Samstag, 10. Februar 2018

G. Gaus: Walter Jens

"[...]
Gaus: Können Sie die Moral ein bisschen in Worte fassen, damit nicht falsch verstanden wird, was Sie darunter verstehen? Unter der Moral, die derzeit notleidend ist?

Jens: Ich verstehe darunter, die Dinge aus der Perspektive von unten zu sehen, aus der Perspektive derer, die die Zeche bezahlen. Ich verstehe darunter, sich zu überlegen: Was kostet es die sogenannten Kleinen, wenn da oben Milliardenaufträge für die Rüstungsindustrie vergeben werden?

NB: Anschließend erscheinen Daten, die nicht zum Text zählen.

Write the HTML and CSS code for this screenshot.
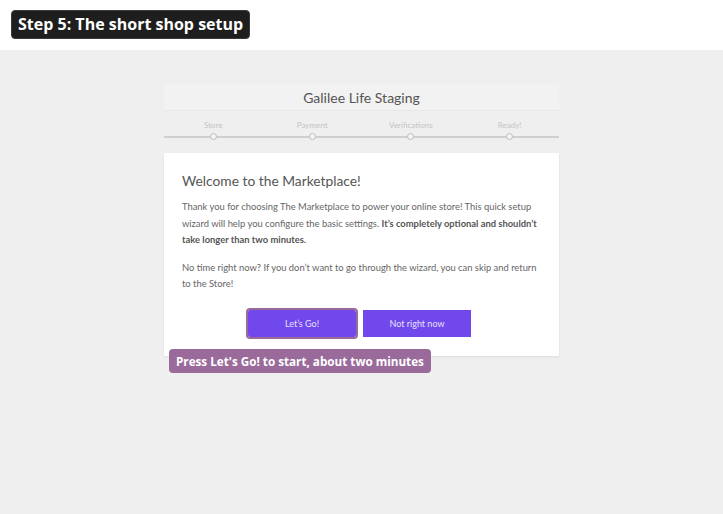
FILE: index.html
```html
<!DOCTYPE html>
<html>
<head>
<meta charset="utf-8">
<link rel="stylesheet" href="styles.css">
</head>
<body>
<div class="topbar">
  <span class="tag">Step 5: The short shop setup</span>
</div>
<div class="main">
  <div class="wizard">
    <div class="head">
      <div class="title">Galilee Life Staging</div>
    </div>
    <div class="steps">
      <div class="step"><span class="label">Store</span><span class="dot"></span></div>
      <div class="step"><span class="label">Payment</span><span class="dot"></span></div>
      <div class="step"><span class="label">Verifications</span><span class="dot"></span></div>
      <div class="step"><span class="label">Ready!</span><span class="dot"></span></div>
    </div>
    <div class="card">
      <h1 class="heading">Welcome to the Marketplace!</h1>
      <p class="text">Thank you for choosing The Marketplace to power your online store! This quick setup wizard will help you configure the basic settings. <strong>It’s completely optional and shouldn’t take longer than two minutes.</strong></p>
      <p class="text">No time right now? If you don’t want to go through the wizard, you can skip and return to the Store!</p>
      <div class="actions">
        <button class="btn btn-focus">Let’s Go!</button>
        <button class="btn">Not right now</button>
      </div>
      <div class="note">Press Let's Go! to start, about two minutes</div>
    </div>
  </div>
</div>
</body>
</html>
```
FILE: styles.css
```css
html, body {
  margin: 0;
  padding: 0;
  height: 100%;
}
body {
  font-family: "Lato", "Open Sans", sans-serif;
  background: #efefef;
  color: #666;
}
.topbar {
  height: 50px;
  background: #ffffff;
  padding: 10px 0 0 11px;
  box-sizing: border-box;
}
.tag {
  display: inline-block;
  background: #1e1e1e;
  color: #ffffff;
  font-family: "Open Sans", sans-serif;
  font-weight: 700;
  font-size: 16px;
  line-height: 27px;
  padding: 0 6px;
  border-radius: 4px;
  border: 1px solid #3a3a3a;
}
.main {
  padding-top: 34px;
}
.wizard {
  width: 395px;
  margin: 0 auto;
}
.head {
  background: #f2f2f2;
  border-bottom: 1px solid #e7e7e7;
  padding: 4px 0 2px;
}
.title {
  text-align: center;
  font-size: 14px;
  line-height: 20px;
  color: #555;
}
.steps {
  display: grid;
  grid-template-columns: repeat(4, 1fr);
  background: linear-gradient(#cfcfcf, #cfcfcf) 0 25px / 100% 2px no-repeat;
  padding-top: 9px;
  height: 42px;
  box-sizing: border-box;
}
.step {
  display: flex;
  flex-direction: column;
  align-items: center;
}
.label {
  font-size: 8px;
  line-height: 11px;
  color: #c4c4c4;
}
.dot {
  width: 5px;
  height: 5px;
  margin-top: 2px;
  border: 1.5px solid #bdbdbd;
  border-radius: 50%;
  background: #f4f4f4;
}
.card {
  position: relative;
  background: #ffffff;
  padding: 17px 18px 19px;
  box-shadow: 0 1px 2px rgba(0,0,0,0.08);
}
.heading {
  margin: 0;
  font-weight: 400;
  font-size: 13.8px;
  line-height: 22px;
  color: #555;
}
.text {
  margin: 7px 0 0;
  font-size: 9.4px;
  line-height: 16.5px;
  color: #666;
}
.text + .text {
  margin-top: 11px;
}
.text strong {
  color: #555;
  font-weight: 700;
}
.actions {
  display: flex;
  justify-content: center;
  gap: 7px;
  margin-top: 17px;
  padding-right: 4px;
}
.btn {
  width: 108px;
  height: 27px;
  border: none;
  background: #7048ec;
  color: #e8e0ff;
  font-family: "Lato", sans-serif;
  font-size: 9px;
  padding: 0;
}
.btn-focus {
  outline: 2px solid #9a6a9b;
  border-radius: 2px;
}
.note {
  position: absolute;
  left: 5px;
  top: 196px;
  background: #9a6a9b;
  color: #ffffff;
  font-family: "Open Sans", sans-serif;
  font-weight: 700;
  font-size: 11.7px;
  line-height: 24px;
  padding: 0 7px;
  border-radius: 4px;
  white-space: nowrap;
}
```
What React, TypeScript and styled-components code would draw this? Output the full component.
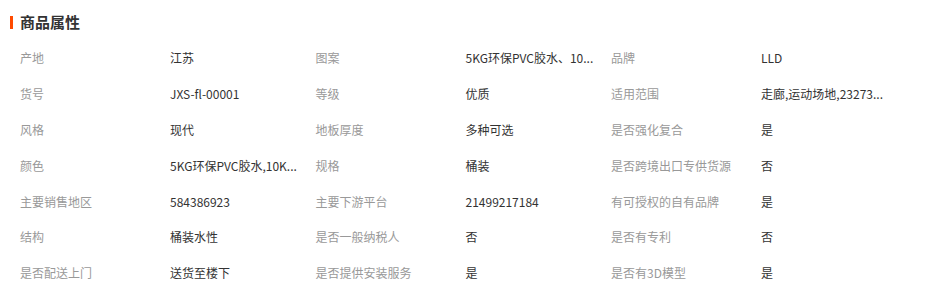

Ich verstehe darunter, sich in die Gedanken einer Witwe aus der Oberlausitz hineinzuversetzen und die Frage nie aus den Augen zu verlieren: Was denkt ein Schichtarbeiter, was eine Rentnerin? Wir sind nicht die Bürger ‚draußen im Land’, sondern sitzen in der Demokratie auf den jedermann zugänglichen Plätzen. Wir alle gehören ins Schloss – und nicht Kohl und Co. Es muss Schluss sein mit dem ‚denn die einen sind im Dunkeln, und die andern sind im Licht, und man sieht nur die im Lichte, die im Dunkeln sieht man nicht’.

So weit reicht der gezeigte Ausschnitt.